• GIVEN EXERCISE: Reproduce all the material exactly, minus any pictures it holds.

• DATASET SECTION:

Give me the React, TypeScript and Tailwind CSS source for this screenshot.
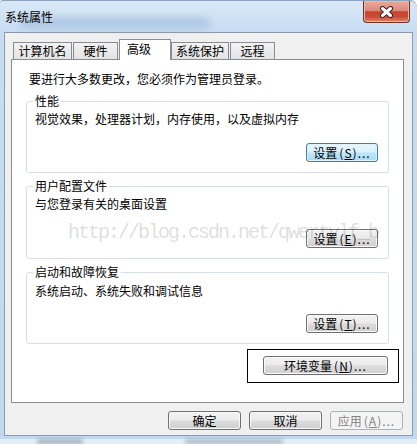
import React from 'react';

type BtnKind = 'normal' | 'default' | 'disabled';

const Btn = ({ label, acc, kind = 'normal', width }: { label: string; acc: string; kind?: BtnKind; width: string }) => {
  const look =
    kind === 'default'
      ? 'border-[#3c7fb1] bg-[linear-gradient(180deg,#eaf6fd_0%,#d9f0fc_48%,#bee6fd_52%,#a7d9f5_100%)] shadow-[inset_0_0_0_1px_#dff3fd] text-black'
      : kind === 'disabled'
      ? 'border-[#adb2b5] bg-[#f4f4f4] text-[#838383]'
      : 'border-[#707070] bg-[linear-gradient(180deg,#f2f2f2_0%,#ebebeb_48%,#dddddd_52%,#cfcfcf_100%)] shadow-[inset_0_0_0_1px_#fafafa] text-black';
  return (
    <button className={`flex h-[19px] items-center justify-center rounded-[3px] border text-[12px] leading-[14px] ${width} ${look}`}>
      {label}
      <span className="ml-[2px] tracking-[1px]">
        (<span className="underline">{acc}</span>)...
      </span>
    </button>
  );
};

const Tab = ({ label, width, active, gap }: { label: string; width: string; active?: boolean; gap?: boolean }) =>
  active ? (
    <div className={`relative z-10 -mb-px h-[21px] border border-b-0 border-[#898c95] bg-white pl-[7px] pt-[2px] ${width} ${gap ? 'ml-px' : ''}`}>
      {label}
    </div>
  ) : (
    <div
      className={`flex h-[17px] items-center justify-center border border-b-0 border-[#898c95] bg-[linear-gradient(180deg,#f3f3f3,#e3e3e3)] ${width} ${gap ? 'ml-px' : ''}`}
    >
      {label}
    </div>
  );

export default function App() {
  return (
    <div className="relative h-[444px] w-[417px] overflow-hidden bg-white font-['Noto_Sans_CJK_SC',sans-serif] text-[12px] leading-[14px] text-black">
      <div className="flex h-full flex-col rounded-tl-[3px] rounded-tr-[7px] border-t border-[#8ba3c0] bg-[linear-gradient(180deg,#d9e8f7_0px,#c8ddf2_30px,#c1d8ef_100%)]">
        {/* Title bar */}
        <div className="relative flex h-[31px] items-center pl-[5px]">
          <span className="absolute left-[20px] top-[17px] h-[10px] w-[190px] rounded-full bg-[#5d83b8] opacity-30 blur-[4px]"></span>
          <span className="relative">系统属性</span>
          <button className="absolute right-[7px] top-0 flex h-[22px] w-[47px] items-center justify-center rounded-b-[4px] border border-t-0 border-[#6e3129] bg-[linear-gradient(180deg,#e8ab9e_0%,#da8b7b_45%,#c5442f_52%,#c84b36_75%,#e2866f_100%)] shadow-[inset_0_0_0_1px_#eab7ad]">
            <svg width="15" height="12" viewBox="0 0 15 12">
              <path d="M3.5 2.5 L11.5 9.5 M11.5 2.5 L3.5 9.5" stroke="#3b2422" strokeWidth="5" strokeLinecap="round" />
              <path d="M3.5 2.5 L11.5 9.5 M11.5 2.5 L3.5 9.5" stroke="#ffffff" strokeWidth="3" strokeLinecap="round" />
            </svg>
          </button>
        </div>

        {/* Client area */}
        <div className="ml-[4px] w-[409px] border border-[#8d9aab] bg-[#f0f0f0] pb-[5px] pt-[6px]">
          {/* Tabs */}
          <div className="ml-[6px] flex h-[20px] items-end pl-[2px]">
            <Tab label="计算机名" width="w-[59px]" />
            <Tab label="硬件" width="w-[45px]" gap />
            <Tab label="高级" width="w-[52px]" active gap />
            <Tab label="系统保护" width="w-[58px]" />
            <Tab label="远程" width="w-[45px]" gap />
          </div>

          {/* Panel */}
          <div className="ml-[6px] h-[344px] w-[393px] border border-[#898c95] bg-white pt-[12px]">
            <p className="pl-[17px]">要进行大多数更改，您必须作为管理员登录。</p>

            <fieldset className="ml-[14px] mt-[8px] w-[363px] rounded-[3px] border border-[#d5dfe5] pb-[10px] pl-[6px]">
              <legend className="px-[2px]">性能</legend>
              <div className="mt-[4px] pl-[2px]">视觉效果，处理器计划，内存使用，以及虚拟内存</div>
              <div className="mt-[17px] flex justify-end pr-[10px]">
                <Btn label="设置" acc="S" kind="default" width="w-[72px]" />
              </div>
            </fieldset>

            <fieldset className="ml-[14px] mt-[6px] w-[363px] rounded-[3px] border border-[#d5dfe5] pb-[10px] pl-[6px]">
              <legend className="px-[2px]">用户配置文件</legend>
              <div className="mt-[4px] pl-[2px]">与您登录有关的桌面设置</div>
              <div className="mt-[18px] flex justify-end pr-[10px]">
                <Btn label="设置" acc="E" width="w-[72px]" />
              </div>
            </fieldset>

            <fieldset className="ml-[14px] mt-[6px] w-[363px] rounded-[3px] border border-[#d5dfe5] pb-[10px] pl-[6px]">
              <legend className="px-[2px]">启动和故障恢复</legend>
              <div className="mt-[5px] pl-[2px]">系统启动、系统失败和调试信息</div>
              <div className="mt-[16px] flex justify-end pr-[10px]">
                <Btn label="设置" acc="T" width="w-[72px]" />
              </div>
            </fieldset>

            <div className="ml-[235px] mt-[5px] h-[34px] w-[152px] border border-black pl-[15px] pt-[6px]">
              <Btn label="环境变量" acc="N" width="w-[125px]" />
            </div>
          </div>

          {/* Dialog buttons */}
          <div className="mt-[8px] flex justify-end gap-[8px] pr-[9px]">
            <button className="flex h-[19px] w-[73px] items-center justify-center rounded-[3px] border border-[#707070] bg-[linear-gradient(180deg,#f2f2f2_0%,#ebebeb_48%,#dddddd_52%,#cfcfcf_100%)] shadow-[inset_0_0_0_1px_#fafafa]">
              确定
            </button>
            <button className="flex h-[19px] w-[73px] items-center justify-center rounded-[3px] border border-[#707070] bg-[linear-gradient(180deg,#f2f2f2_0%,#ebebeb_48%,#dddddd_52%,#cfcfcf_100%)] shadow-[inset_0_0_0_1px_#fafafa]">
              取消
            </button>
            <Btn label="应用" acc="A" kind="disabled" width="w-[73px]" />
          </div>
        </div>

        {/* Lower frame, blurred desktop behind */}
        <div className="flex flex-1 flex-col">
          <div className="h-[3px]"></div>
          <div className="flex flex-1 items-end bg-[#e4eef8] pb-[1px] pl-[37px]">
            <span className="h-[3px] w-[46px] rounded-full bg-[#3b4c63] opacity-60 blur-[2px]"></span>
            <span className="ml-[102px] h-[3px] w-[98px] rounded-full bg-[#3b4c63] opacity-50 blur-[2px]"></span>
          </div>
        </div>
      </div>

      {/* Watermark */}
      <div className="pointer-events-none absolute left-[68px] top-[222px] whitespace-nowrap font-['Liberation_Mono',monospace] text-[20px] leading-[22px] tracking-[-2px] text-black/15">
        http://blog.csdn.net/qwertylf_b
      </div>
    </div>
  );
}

• ANSWER TO THE TASK:
Give me the React, TypeScript and Tailwind CSS source for this screenshot.
import React from 'react';

type BtnKind = 'normal' | 'default' | 'disabled';

const Btn = ({ label, acc, kind = 'normal', width }: { label: string; acc: string; kind?: BtnKind; width: string }) => {
  const look =
    kind === 'default'
      ? 'border-[#3c7fb1] bg-[linear-gradient(180deg,#eaf6fd_0%,#d9f0fc_48%,#bee6fd_52%,#a7d9f5_100%)] shadow-[inset_0_0_0_1px_#dff3fd] text-black'
      : kind === 'disabled'
      ? 'border-[#adb2b5] bg-[#f4f4f4] text-[#838383]'
      : 'border-[#707070] bg-[linear-gradient(180deg,#f2f2f2_0%,#ebebeb_48%,#dddddd_52%,#cfcfcf_100%)] shadow-[inset_0_0_0_1px_#fafafa] text-black';
  return (
    <button className={`flex h-[19px] items-center justify-center rounded-[3px] border text-[12px] leading-[14px] ${width} ${look}`}>
      {label}
      <span className="ml-[2px] tracking-[1px]">
        (<span className="underline">{acc}</span>)...
      </span>
    </button>
  );
};

const Tab = ({ label, width, active, gap }: { label: string; width: string; active?: boolean; gap?: boolean }) =>
  active ? (
    <div className={`relative z-10 -mb-px h-[21px] border border-b-0 border-[#898c95] bg-white pl-[7px] pt-[2px] ${width} ${gap ? 'ml-px' : ''}`}>
      {label}
    </div>
  ) : (
    <div
      className={`flex h-[17px] items-center justify-center border border-b-0 border-[#898c95] bg-[linear-gradient(180deg,#f3f3f3,#e3e3e3)] ${width} ${gap ? 'ml-px' : ''}`}
    >
      {label}
    </div>
  );

export default function App() {
  return (
    <div className="relative h-[444px] w-[417px] overflow-hidden bg-white font-['Noto_Sans_CJK_SC',sans-serif] text-[12px] leading-[14px] text-black">
      <div className="flex h-full flex-col rounded-tl-[3px] rounded-tr-[7px] border-t border-[#8ba3c0] bg-[linear-gradient(180deg,#d9e8f7_0px,#c8ddf2_30px,#c1d8ef_100%)]">
        {/* Title bar */}
        <div className="relative flex h-[31px] items-center pl-[5px]">
          <span className="absolute left-[20px] top-[17px] h-[10px] w-[190px] rounded-full bg-[#5d83b8] opacity-30 blur-[4px]"></span>
          <span className="relative">系统属性</span>
          <button className="absolute right-[7px] top-0 flex h-[22px] w-[47px] items-center justify-center rounded-b-[4px] border border-t-0 border-[#6e3129] bg-[linear-gradient(180deg,#e8ab9e_0%,#da8b7b_45%,#c5442f_52%,#c84b36_75%,#e2866f_100%)] shadow-[inset_0_0_0_1px_#eab7ad]">
            <svg width="15" height="12" viewBox="0 0 15 12">
              <path d="M3.5 2.5 L11.5 9.5 M11.5 2.5 L3.5 9.5" stroke="#3b2422" strokeWidth="5" strokeLinecap="round" />
              <path d="M3.5 2.5 L11.5 9.5 M11.5 2.5 L3.5 9.5" stroke="#ffffff" strokeWidth="3" strokeLinecap="round" />
            </svg>
          </button>
        </div>

        {/* Client area */}
        <div className="ml-[4px] w-[409px] border border-[#8d9aab] bg-[#f0f0f0] pb-[5px] pt-[6px]">
          {/* Tabs */}
          <div className="ml-[6px] flex h-[20px] items-end pl-[2px]">
            <Tab label="计算机名" width="w-[59px]" />
            <Tab label="硬件" width="w-[45px]" gap />
            <Tab label="高级" width="w-[52px]" active gap />
            <Tab label="系统保护" width="w-[58px]" />
            <Tab label="远程" width="w-[45px]" gap />
          </div>

          {/* Panel */}
          <div className="ml-[6px] h-[344px] w-[393px] border border-[#898c95] bg-white pt-[12px]">
            <p className="pl-[17px]">要进行大多数更改，您必须作为管理员登录。</p>

            <fieldset className="ml-[14px] mt-[8px] w-[363px] rounded-[3px] border border-[#d5dfe5] pb-[10px] pl-[6px]">
              <legend className="px-[2px]">性能</legend>
              <div className="mt-[4px] pl-[2px]">视觉效果，处理器计划，内存使用，以及虚拟内存</div>
              <div className="mt-[17px] flex justify-end pr-[10px]">
                <Btn label="设置" acc="S" kind="default" width="w-[72px]" />
              </div>
            </fieldset>

            <fieldset className="ml-[14px] mt-[6px] w-[363px] rounded-[3px] border border-[#d5dfe5] pb-[10px] pl-[6px]">
              <legend className="px-[2px]">用户配置文件</legend>
              <div className="mt-[4px] pl-[2px]">与您登录有关的桌面设置</div>
              <div className="mt-[18px] flex justify-end pr-[10px]">
                <Btn label="设置" acc="E" width="w-[72px]" />
              </div>
            </fieldset>

            <fieldset className="ml-[14px] mt-[6px] w-[363px] rounded-[3px] border border-[#d5dfe5] pb-[10px] pl-[6px]">
              <legend className="px-[2px]">启动和故障恢复</legend>
              <div className="mt-[5px] pl-[2px]">系统启动、系统失败和调试信息</div>
              <div className="mt-[16px] flex justify-end pr-[10px]">
                <Btn label="设置" acc="T" width="w-[72px]" />
              </div>
            </fieldset>

            <div className="ml-[235px] mt-[5px] h-[34px] w-[152px] border border-black pl-[15px] pt-[6px]">
              <Btn label="环境变量" acc="N" width="w-[125px]" />
            </div>
          </div>

          {/* Dialog buttons */}
          <div className="mt-[8px] flex justify-end gap-[8px] pr-[9px]">
            <button className="flex h-[19px] w-[73px] items-center justify-center rounded-[3px] border border-[#707070] bg-[linear-gradient(180deg,#f2f2f2_0%,#ebebeb_48%,#dddddd_52%,#cfcfcf_100%)] shadow-[inset_0_0_0_1px_#fafafa]">
              确定
            </button>
            <button className="flex h-[19px] w-[73px] items-center justify-center rounded-[3px] border border-[#707070] bg-[linear-gradient(180deg,#f2f2f2_0%,#ebebeb_48%,#dddddd_52%,#cfcfcf_100%)] shadow-[inset_0_0_0_1px_#fafafa]">
              取消
            </button>
            <Btn label="应用" acc="A" kind="disabled" width="w-[73px]" />
          </div>
        </div>

        {/* Lower frame, blurred desktop behind */}
        <div className="flex flex-1 flex-col">
          <div className="h-[3px]"></div>
          <div className="flex flex-1 items-end bg-[#e4eef8] pb-[1px] pl-[37px]">
            <span className="h-[3px] w-[46px] rounded-full bg-[#3b4c63] opacity-60 blur-[2px]"></span>
            <span className="ml-[102px] h-[3px] w-[98px] rounded-full bg-[#3b4c63] opacity-50 blur-[2px]"></span>
          </div>
        </div>
      </div>

      {/* Watermark */}
      <div className="pointer-events-none absolute left-[68px] top-[222px] whitespace-nowrap font-['Liberation_Mono',monospace] text-[20px] leading-[22px] tracking-[-2px] text-black/15">
        http://blog.csdn.net/qwertylf_b
      </div>
    </div>
  );
}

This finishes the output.